When you talk w.r.t seo, from a crawler's perspective it would rank your book pages if it is able to read the book content properly and found it useful.

So lets try and solve both user-friendliness + seo problem, because both are important.

From seo : you get users, and acquiring users make sense if they find your content good + user-friendly. More they use your site has a positive impact on seo as well.

Approach i would suggest is have one url per book. But each page of this book is a separate web url to crawler, but in a paginated way + A single page book app for the reader

Sample Url would be:

http://www.example.com/books/book1/ -> This would be the main landing url of a book webpage.(essentially page1 of your book)

This would have a next/prev or direct go to a page option, which are essentially hyperlinks of type:

http://www.example.com/books/book1/?page=2
http://www.example.com/books/book1/?page=3
http://www.example.com/books/book1/?page=4
.
.
.
http://www.example.com/books/book1/?page=N

But on clicking above links, don't reload the page. Get the content from ajax and replace that in a main-container that contains the content of the pages. (You can prefetch few pages intelligently)

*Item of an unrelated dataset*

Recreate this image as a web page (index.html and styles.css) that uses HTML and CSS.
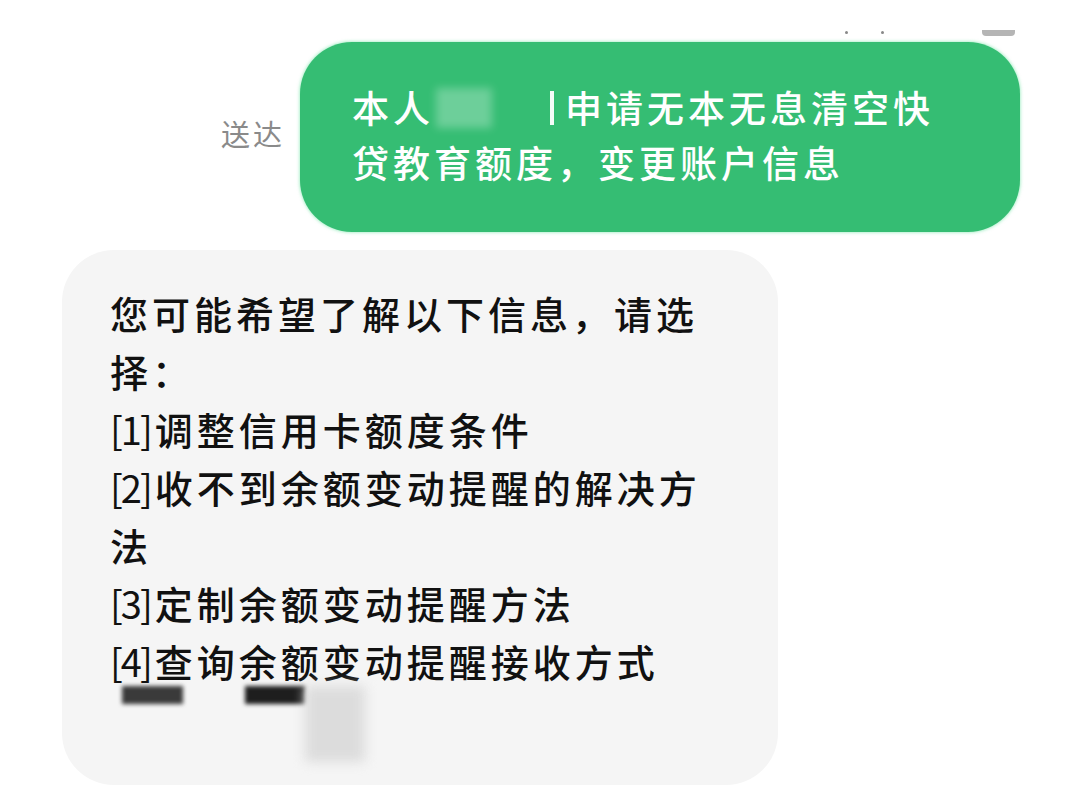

So it does not disturb the user behavior. Also it helps crawler to read and index the content systematically and it would be a strong boost to your main page book url.

For analytics:

Change the browser url by history.pushState Send a virtual page view on google analytics

For Seo:

Make proper rel next/prev meta tags and make sure any url of type:

Paginated pages when opened directly :

http://www.example.com/books/book1/?page=2 as explained above if opened directly by a crawler/user should open the same page (one page for a book) with content of page 2.

On your backend you should capture this page number and send the content to front-end accrodingly and your page state should exactly match the state if a user starts from some other page and reach this via ajax. This would avoid any penalty for ajax loading + is a best practice for this use case.